Babi Guling: The Dish That Defines Bali’s Food Culture

Babi guling is roasted suckling pig, but that description doesn’t do it justice. The pig is stuffed with a turmeric, garlic, galangal, and chili paste, then spit-roasted until the skin crackles and the meat turns impossibly tender. It’s not a special-occasion dish—it’s breakfast here, served with rice, blood sausage, crispy skin, and lawar, a minced meat salad made with raw pork, grated coconut, spices, and blood.

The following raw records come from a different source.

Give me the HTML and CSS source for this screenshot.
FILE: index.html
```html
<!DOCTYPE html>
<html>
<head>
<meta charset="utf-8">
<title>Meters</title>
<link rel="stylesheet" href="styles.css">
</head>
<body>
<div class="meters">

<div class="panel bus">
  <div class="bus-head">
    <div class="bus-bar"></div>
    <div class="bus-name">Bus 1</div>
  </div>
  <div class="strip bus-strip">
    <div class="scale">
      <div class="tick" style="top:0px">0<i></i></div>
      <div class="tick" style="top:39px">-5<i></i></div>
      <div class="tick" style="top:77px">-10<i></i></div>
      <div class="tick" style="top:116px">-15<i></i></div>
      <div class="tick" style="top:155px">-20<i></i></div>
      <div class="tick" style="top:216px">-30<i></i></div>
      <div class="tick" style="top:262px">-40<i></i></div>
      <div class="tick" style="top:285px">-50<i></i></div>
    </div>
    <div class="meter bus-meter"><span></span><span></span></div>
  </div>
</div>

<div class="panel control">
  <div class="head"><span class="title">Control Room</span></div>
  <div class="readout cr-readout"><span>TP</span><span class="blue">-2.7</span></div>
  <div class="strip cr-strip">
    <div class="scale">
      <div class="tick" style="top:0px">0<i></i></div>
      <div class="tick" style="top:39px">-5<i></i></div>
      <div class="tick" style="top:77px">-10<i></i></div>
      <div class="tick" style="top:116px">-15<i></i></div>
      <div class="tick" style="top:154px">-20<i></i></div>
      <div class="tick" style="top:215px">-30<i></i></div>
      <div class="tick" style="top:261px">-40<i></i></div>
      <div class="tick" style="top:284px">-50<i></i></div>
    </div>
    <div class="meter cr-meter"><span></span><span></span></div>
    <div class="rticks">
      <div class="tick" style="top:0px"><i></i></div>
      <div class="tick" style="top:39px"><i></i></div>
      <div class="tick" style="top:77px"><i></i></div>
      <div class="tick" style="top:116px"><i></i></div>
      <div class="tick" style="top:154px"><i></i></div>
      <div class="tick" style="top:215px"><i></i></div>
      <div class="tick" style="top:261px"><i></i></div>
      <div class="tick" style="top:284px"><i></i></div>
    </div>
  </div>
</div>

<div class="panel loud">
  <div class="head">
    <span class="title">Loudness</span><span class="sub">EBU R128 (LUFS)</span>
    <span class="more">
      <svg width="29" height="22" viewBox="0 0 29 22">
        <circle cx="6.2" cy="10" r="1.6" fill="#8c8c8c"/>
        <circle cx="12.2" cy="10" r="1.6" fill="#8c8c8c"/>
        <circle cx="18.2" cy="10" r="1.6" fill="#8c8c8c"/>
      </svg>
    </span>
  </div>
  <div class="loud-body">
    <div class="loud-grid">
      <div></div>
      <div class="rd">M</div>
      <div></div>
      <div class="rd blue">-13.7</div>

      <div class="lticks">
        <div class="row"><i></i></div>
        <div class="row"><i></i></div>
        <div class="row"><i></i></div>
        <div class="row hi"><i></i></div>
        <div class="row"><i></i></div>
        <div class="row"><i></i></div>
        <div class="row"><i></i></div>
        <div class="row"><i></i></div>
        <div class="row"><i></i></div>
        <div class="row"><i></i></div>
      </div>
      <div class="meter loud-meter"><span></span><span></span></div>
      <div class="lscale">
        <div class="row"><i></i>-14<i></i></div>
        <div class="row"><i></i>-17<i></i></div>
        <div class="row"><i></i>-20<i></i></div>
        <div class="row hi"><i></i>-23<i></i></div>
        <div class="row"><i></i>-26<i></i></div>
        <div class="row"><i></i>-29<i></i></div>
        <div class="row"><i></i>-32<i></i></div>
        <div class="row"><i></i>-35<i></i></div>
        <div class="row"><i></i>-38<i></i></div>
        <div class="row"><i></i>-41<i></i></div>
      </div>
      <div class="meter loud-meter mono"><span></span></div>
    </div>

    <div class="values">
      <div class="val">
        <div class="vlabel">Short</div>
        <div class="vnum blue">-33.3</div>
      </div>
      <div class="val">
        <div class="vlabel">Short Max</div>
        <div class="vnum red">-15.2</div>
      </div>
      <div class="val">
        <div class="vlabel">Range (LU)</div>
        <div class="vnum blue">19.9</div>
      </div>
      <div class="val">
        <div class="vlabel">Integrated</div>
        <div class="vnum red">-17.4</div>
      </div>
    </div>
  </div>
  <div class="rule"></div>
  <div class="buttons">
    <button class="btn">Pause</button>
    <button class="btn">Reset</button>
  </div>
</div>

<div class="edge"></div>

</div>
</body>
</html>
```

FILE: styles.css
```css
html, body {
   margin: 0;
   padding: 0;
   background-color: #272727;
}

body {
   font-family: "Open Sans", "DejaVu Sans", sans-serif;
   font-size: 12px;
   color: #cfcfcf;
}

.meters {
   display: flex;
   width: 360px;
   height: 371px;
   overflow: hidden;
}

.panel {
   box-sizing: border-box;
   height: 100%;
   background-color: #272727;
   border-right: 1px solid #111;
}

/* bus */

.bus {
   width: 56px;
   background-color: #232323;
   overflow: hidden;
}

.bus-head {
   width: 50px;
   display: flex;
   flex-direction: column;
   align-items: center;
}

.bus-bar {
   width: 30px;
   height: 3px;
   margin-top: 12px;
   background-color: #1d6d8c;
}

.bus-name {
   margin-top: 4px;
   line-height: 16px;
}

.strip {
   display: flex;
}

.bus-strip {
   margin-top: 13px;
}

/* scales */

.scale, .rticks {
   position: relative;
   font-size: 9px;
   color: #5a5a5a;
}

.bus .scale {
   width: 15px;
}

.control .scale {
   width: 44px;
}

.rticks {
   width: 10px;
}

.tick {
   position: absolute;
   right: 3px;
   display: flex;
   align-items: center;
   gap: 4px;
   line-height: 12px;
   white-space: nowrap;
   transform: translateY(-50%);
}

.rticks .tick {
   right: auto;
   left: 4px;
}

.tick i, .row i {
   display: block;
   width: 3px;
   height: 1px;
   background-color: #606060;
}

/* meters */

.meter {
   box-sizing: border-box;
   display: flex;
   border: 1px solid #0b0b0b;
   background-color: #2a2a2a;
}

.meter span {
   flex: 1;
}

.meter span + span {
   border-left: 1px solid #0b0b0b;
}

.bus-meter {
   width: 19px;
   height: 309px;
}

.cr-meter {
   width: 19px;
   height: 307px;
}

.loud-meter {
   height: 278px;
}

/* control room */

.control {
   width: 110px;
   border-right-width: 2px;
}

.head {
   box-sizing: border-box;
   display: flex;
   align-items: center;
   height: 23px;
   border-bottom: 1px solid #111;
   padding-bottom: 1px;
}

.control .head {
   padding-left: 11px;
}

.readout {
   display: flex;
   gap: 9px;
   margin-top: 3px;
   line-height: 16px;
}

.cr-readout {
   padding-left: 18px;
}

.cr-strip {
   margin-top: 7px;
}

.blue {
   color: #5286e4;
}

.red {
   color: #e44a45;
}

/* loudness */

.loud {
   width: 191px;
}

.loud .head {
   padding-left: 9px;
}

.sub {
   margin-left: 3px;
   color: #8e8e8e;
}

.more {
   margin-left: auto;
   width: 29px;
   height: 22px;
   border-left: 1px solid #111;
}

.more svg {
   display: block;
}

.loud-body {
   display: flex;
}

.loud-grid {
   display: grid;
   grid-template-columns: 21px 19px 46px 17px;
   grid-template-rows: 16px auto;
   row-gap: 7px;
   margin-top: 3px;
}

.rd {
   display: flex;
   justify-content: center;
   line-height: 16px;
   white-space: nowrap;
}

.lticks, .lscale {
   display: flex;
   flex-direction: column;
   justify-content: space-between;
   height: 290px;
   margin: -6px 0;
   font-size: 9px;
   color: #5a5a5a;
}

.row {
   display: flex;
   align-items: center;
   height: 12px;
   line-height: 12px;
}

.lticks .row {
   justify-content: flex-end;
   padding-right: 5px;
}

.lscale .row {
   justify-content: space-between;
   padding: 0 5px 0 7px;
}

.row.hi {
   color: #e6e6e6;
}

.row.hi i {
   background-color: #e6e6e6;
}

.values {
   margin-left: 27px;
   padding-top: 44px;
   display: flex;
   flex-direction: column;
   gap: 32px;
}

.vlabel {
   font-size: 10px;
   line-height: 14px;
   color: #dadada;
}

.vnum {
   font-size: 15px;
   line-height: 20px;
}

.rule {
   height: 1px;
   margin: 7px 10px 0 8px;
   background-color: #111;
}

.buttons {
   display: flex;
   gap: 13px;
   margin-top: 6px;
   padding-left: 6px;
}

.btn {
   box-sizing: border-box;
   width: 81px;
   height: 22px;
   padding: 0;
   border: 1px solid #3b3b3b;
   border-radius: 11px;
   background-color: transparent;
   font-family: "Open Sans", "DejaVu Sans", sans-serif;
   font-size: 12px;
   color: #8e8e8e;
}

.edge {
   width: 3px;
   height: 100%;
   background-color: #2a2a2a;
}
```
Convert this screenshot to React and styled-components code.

Warung Biah in Gianyar, about 45 minutes north of Ubud, serves babi guling that locals drive across the island for. They start cooking at 4 AM and sell out by 11 AM. Order a plate, and you’ll get crackling skin that shatters, meat that falls apart, and sambal that’s both fiery and layered. The blood sausage, often ignored by squeamish visitors, packs the most spice—try it first. This isn’t exotic food; it’s what Balinese families eat on Sunday mornings before heading to temple.

Beyond the Tourist Circuit: What Locals Actually Eat Daily

Hang out in warungs, and you’ll notice most people aren’t eating babi guling. They’re having soto ayam, a turmeric-based chicken soup that’s far richer than the tourist versions. They’re eating gado-gado, which isn’t just a peanut sauce dish—it’s vegetables coated in a sauce made from ground peanuts, garlic, chilies, and shrimp paste, balanced so every flavor stands out. They’re enjoying lumpia, spring rolls stuffed with veggies and sometimes meat, fried to a perfect crisp.

At Warung Pulau Kelapa near the Ubud market, try the lawar with fish instead of pork. It’s lighter, more subtle, and shows how the dish works as a flavor framework rather than just a vehicle for offal. The mix of raw fish, grated coconut, lime juice, and spices creates something that’s not ceviche but achieves a similar freshness in its own way.

Eat at warungs. Go early. Point to what others are eating. Your Bali experience will instantly level up.